To provide some perspective on the scale of the personal and economic disaster involved consider a comparison to the province of Ontario.

Ontario has a population of 12 – 13 million people. Now imagine if you can that every single person, without exception, in the cities of Mississauga, Brampton, Hamilton and Windsor suddenly lost their jobs without warning. Every business there is shut down and every family has left those cities completely. Now imagine that those 1.8 million people don’t just move somewhere else in Ontario and continue to work, go to school or pay taxes, but instead leave the province completely.

The scale of the disaster is difficult to comprehend by most of the Canadian public.

When the moratorium was first announced by Federal Fisheries Minister, John Crosby, those who lost the livelihood their families had practiced for generations were told it was a temporary measure that would last only a few years. In the intervening 19 years since that announcement stocks have failed to recover in any significant way and DFO has provided few answers to when, if ever, the situation might improve.

While fisheries management is a federal responsibility, years of sustained budget cuts at DFO and few answers finally led to the province take action if even in this small way.

The creation of the CFER isn’t the first time Newfoundland & Labrador has been forced to unilaterally take responsibility by shouldering the costs associated with poorly managed federal programs.

A number of years back the province hired its own inland fisheries officers to ensure the protection of salmon stocks. The limited number of federal officers provided for the province had led high levels of poaching forcing the province to hire its own officers and fund local programs to protect the stocks.

Just this year Ottawa, as part of its current cost cutting measures, announced the upcoming closure of the Maritime Rescue Coordination Centre in St. John’s. That announcement led to massive protests in the province, where a high incidence of marine emergencies each year has the public worried the closure will lead to slower response times for search and rescue missions.

During a conversation with the Prime Minister recently Premier, Kathy Dunderdale, put forth the public’s concerns and offered to cost share the $1.2 million dollar budget for the Centre. Her offer was flatly refused by Prime Minister Harper.

While the future of the Rescue Coordination Centre remains up in the air (scheduled closure date is the spring 2012) the province’s inland fisheries management officers have had great success in reducing poaching activities through direct enforcement and public awareness campaigns. And now, in addition to its ongoing research efforts, the new CFER team is in the process of setting up an advisory committee to assist in prioritizing research activities for the province going forward.

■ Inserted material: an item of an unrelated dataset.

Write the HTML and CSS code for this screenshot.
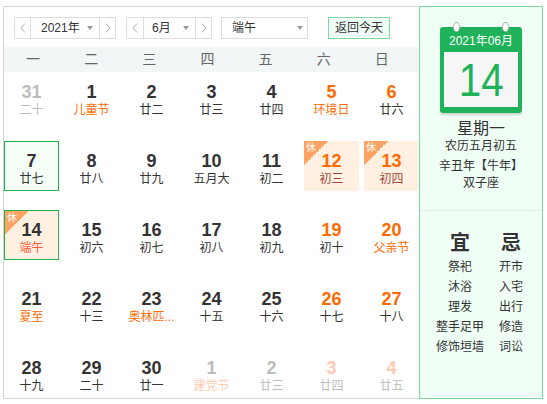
FILE: index.html
```html
<!DOCTYPE html>
<html lang="zh-CN">
<head>
<meta charset="utf-8">
<title>万年历</title>
<link rel="stylesheet" href="styles.css">
</head>
<body>
<div class="cal">
  <div class="main">
    <div class="toolbar">
      <div class="group year">
        <span class="arrow"><svg width="6" height="10" viewBox="0 0 6 10"><polyline points="5,0.5 1,5 5,9.5" fill="none" stroke="#aaa" stroke-width="1"/></svg></span>
        <span class="sel"><span>2021年</span><span class="caret"></span></span>
        <span class="arrow"><svg width="6" height="10" viewBox="0 0 6 10"><polyline points="1,0.5 5,5 1,9.5" fill="none" stroke="#aaa" stroke-width="1"/></svg></span>
      </div>
      <div class="group month">
        <span class="arrow wide"><svg width="6" height="10" viewBox="0 0 6 10"><polyline points="5,0.5 1,5 5,9.5" fill="none" stroke="#aaa" stroke-width="1"/></svg></span>
        <span class="sel"><span>6月</span><span class="caret"></span></span>
        <span class="arrow"><svg width="6" height="10" viewBox="0 0 6 10"><polyline points="1,0.5 5,5 1,9.5" fill="none" stroke="#aaa" stroke-width="1"/></svg></span>
      </div>
      <div class="festival"><span>端午</span><span class="caret"></span></div>
      <div class="today-btn">返回今天</div>
    </div>
    <div class="week">
      <span>一</span><span>二</span><span>三</span><span>四</span><span>五</span><span>六</span><span>日</span>
    </div>
    <div class="grid">
      <div class="day other"><span class="num">31</span><span class="lunar">二十</span></div>
      <div class="day fest"><span class="num">1</span><span class="lunar">儿童节</span></div>
      <div class="day"><span class="num">2</span><span class="lunar">廿二</span></div>
      <div class="day"><span class="num">3</span><span class="lunar">廿三</span></div>
      <div class="day"><span class="num">4</span><span class="lunar">廿四</span></div>
      <div class="day we fest"><span class="num">5</span><span class="lunar">环境日</span></div>
      <div class="day we"><span class="num">6</span><span class="lunar">廿六</span></div>

      <div class="day today"><span class="num">7</span><span class="lunar">廿七</span></div>
      <div class="day"><span class="num">8</span><span class="lunar">廿八</span></div>
      <div class="day"><span class="num">9</span><span class="lunar">廿九</span></div>
      <div class="day"><span class="num">10</span><span class="lunar">五月大</span></div>
      <div class="day"><span class="num">11</span><span class="lunar">初二</span></div>
      <div class="day we rest"><span class="badge">休</span><span class="num">12</span><span class="lunar">初三</span></div>
      <div class="day we rest"><span class="badge">休</span><span class="num">13</span><span class="lunar">初四</span></div>

      <div class="day rest picked fest"><span class="badge">休</span><span class="num">14</span><span class="lunar">端午</span></div>
      <div class="day"><span class="num">15</span><span class="lunar">初六</span></div>
      <div class="day"><span class="num">16</span><span class="lunar">初七</span></div>
      <div class="day"><span class="num">17</span><span class="lunar">初八</span></div>
      <div class="day"><span class="num">18</span><span class="lunar">初九</span></div>
      <div class="day we"><span class="num">19</span><span class="lunar">初十</span></div>
      <div class="day we fest"><span class="num">20</span><span class="lunar">父亲节</span></div>

      <div class="day fest"><span class="num">21</span><span class="lunar">夏至</span></div>
      <div class="day"><span class="num">22</span><span class="lunar">十三</span></div>
      <div class="day fest"><span class="num">23</span><span class="lunar" title="奥林匹克日">奥林匹...</span></div>
      <div class="day"><span class="num">24</span><span class="lunar">十五</span></div>
      <div class="day"><span class="num">25</span><span class="lunar">十六</span></div>
      <div class="day we"><span class="num">26</span><span class="lunar">十七</span></div>
      <div class="day we"><span class="num">27</span><span class="lunar">十八</span></div>

      <div class="day"><span class="num">28</span><span class="lunar">十九</span></div>
      <div class="day"><span class="num">29</span><span class="lunar">二十</span></div>
      <div class="day"><span class="num">30</span><span class="lunar">廿一</span></div>
      <div class="day other fest"><span class="num">1</span><span class="lunar">建党节</span></div>
      <div class="day other"><span class="num">2</span><span class="lunar">廿三</span></div>
      <div class="day other we"><span class="num">3</span><span class="lunar">廿四</span></div>
      <div class="day other we"><span class="num">4</span><span class="lunar">廿五</span></div>
    </div>
  </div>
  <div class="side">
    <div class="side-top">
      <div class="pcal">
        <span class="ring ring-l"></span>
        <span class="ring ring-r"></span>
        <div class="pcal-head">2021年06月</div>
        <div class="pcal-body"><span class="big">14</span></div>
      </div>
      <div class="weekday">星期一</div>
      <div class="info first">农历五月初五</div>
      <div class="info ganzhi">辛丑年【牛年】</div>
      <div class="info zodiac">双子座</div>
    </div>
    <div class="side-bottom">
      <div class="yj yi">
        <div class="yj-title">宜</div>
        <div class="yj-list">
          <div>祭祀</div><div>沐浴</div><div>理发</div><div>整手足甲</div><div>修饰垣墙</div>
        </div>
      </div>
      <div class="yj ji">
        <div class="yj-title">忌</div>
        <div class="yj-list">
          <div>开市</div><div>入宅</div><div>出行</div><div>修造</div><div>词讼</div>
        </div>
      </div>
    </div>
  </div>
</div>
</body>
</html>
```
FILE: styles.css
```css
body {
  margin: 0;
  background: #fff;
  color: #333;
  font-family: "Liberation Sans", "Noto Sans CJK SC", sans-serif;
}

.cal {
  display: flex;
  margin: 6px 0 0 3px;
  width: 539px;
  height: 391px;
  border: 1px solid #d4d4d4;
  border-right: 0;
}

.main {
  width: 415px;
  height: 391px;
  overflow: hidden;
}

/* toolbar */
.toolbar {
  display: flex;
  align-items: center;
  height: 22px;
  margin: 10px 0 8px 10px;
  font-size: 12px;
}

.group {
  display: flex;
  height: 22px;
  box-sizing: border-box;
  border: 1px solid #dddddd;
  background: #fff;
}

.arrow {
  width: 15px;
  display: flex;
  align-items: center;
  justify-content: center;
}

.arrow.wide {
  width: 16px;
}

.sel,
.festival {
  display: flex;
  align-items: center;
  justify-content: space-between;
  box-sizing: border-box;
  padding: 0 6px 0 10px;
  line-height: 20px;
  color: #333;
}

.sel {
  border-left: 1px solid #dddddd;
  border-right: 1px solid #dddddd;
}

.year .sel {
  width: 70px;
}

.month {
  margin-left: 10px;
}

.month .sel {
  width: 53px;
  padding-left: 8px;
}

.festival {
  width: 87px;
  height: 22px;
  margin-left: 9px;
  border: 1px solid #dddddd;
  padding-right: 4px;
}

.caret {
  width: 0;
  height: 0;
  border-left: 3px solid transparent;
  border-right: 3px solid transparent;
  border-top: 4px solid #9a9a9a;
}

.today-btn {
  margin-left: 20px;
  width: 62px;
  height: 22px;
  box-sizing: border-box;
  border: 1px solid #80d9a3;
  background: #f2fff6;
  text-align: center;
  line-height: 20px;
  font-size: 12px;
  color: #333;
}

/* weekday header */
.week {
  display: grid;
  grid-template-columns: repeat(7, 58.14px);
  height: 25px;
  align-items: center;
  background: #f2f6f6;
  font-size: 14px;
  color: #666;
  text-align: center;
  line-height: 25px;
}

/* day grid */
.grid {
  display: grid;
  grid-template-columns: repeat(7, 55px);
  grid-auto-rows: 50px;
  column-gap: 5px;
  row-gap: 19px;
}

.day {
  position: relative;
  box-sizing: border-box;
  padding-top: 9px;
  text-align: center;
}

.num {
  display: block;
  font-size: 18px;
  font-weight: bold;
  line-height: 22px;
  color: #333;
}

.lunar {
  display: block;
  font-size: 12px;
  line-height: 14px;
  white-space: nowrap;
  color: #333;
}

.we .num {
  color: #ff6a00;
}

.fest .lunar {
  color: #ff6a00;
}

.other .num,
.other .lunar {
  color: #bdbdbd;
}

.other.we .num,
.other.fest .lunar {
  color: #ffcbb0;
}

.rest {
  background: #fff0e1;
}

.rest .lunar {
  color: #9a4a3c;
}

.rest.fest .lunar {
  color: #ff5a3a;
}

.today {
  border: 1px solid #22b24c;
  background: #f5fff8;
  padding-top: 8px;
}

.picked {
  border: 1px solid #22b24c;
  padding-top: 8px;
}

.badge {
  position: absolute;
  left: 0;
  top: 0;
  width: 24px;
  height: 24px;
  box-sizing: border-box;
  padding: 1px 0 0 2px;
  background: linear-gradient(135deg, #ffa364 50%, transparent 50%);
  color: #fff;
  font-size: 10px;
  line-height: 12px;
  text-align: left;
}

/* side panel */
.side {
  width: 124px;
  height: 393px;
  margin: -1px 0;
  box-sizing: border-box;
  border: 1px solid #7dd8a2;
  background: #f0fff5;
}

.side-top {
  height: 204px;
  box-sizing: border-box;
  padding-top: 20px;
  border-bottom: 1px solid #d6f3e0;
  display: flex;
  flex-direction: column;
  align-items: center;
}

.pcal {
  position: relative;
  width: 82px;
  height: 86px;
  box-sizing: border-box;
  padding: 0 4px 6px;
  background: #1fb25a;
  border-radius: 3px;
  box-shadow: 0 2px 2px rgba(0, 0, 0, 0.15);
}

.ring {
  position: absolute;
  top: -5px;
  width: 7px;
  height: 10px;
  box-sizing: border-box;
  border-radius: 50%;
  border: 1px solid #b0b0b0;
  background: #fff;
}

.ring-l {
  left: 13px;
}

.ring-r {
  left: 62px;
}

.pcal-head {
  height: 25px;
  line-height: 28px;
  color: #fff;
  font-size: 12px;
  text-align: center;
}

.pcal-body {
  height: 55px;
  background: #f6f6f6;
  text-align: center;
  line-height: 55px;
  color: #1fb25a;
  font-size: 47px;
}

.big {
  display: inline-block;
  transform: scaleX(0.86);
}

.weekday {
  margin-top: 7px;
  font-size: 16px;
  line-height: 18px;
  color: #333;
}

.info {
  font-size: 12px;
  line-height: 14px;
  color: #333;
}

.info.first {
  margin-top: 1px;
}

.info.ganzhi {
  margin-top: 6px;
}

.info.zodiac {
  margin-top: 3px;
}

.side-bottom {
  display: flex;
  padding: 19px 0 0 14px;
}

.yj {
  text-align: center;
}

.yi {
  width: 52px;
}

.ji {
  width: 50px;
}

.yj-title {
  font-size: 20px;
  font-weight: bold;
  line-height: 26px;
  color: #333;
}

.yj-list {
  margin-top: 1px;
  font-size: 12px;
  line-height: 20px;
  color: #333;
}
```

While Ottawa continues to misallocate fishing quotas and turns a blind eye toward illegal fishing practices by foreign vessels it’s hoped that data gathered by the team will at least help the province in understanding the environmental impacts affecting stocks.  It’s a small step but a step none the less.

The fact that such a vibrant and sustainable fishery, the backbone of the province’s economy for 500 years, could be decimated after only 50 years of federal mismanagement is disheartening.  Perhaps just as discouraging are Ottawa’s ongoing spending cuts in the area of fisheries science, enforcement ensuring the safety of those who work on the Atlantic.

None of that appears to have dampened the determination of Newfoundlanders and Labradorians however when it comes to protecting their province.

The responsibility for managing and maintaining a number of services throughout Canada still rests with Ottawa, at least on paper, but in the case of Newfoundland & Labrador that hasn’t stopped the provincial government from taking action or provincial taxpayers from footing the bill for those federal programs.

It would seem that Ottawa’s abdication of responsibilities has left few other options for Newfoundland & Labrador if it is to have any hope at all of undoing the damage inflicted under the watchful eye of federal agencies and decision makers.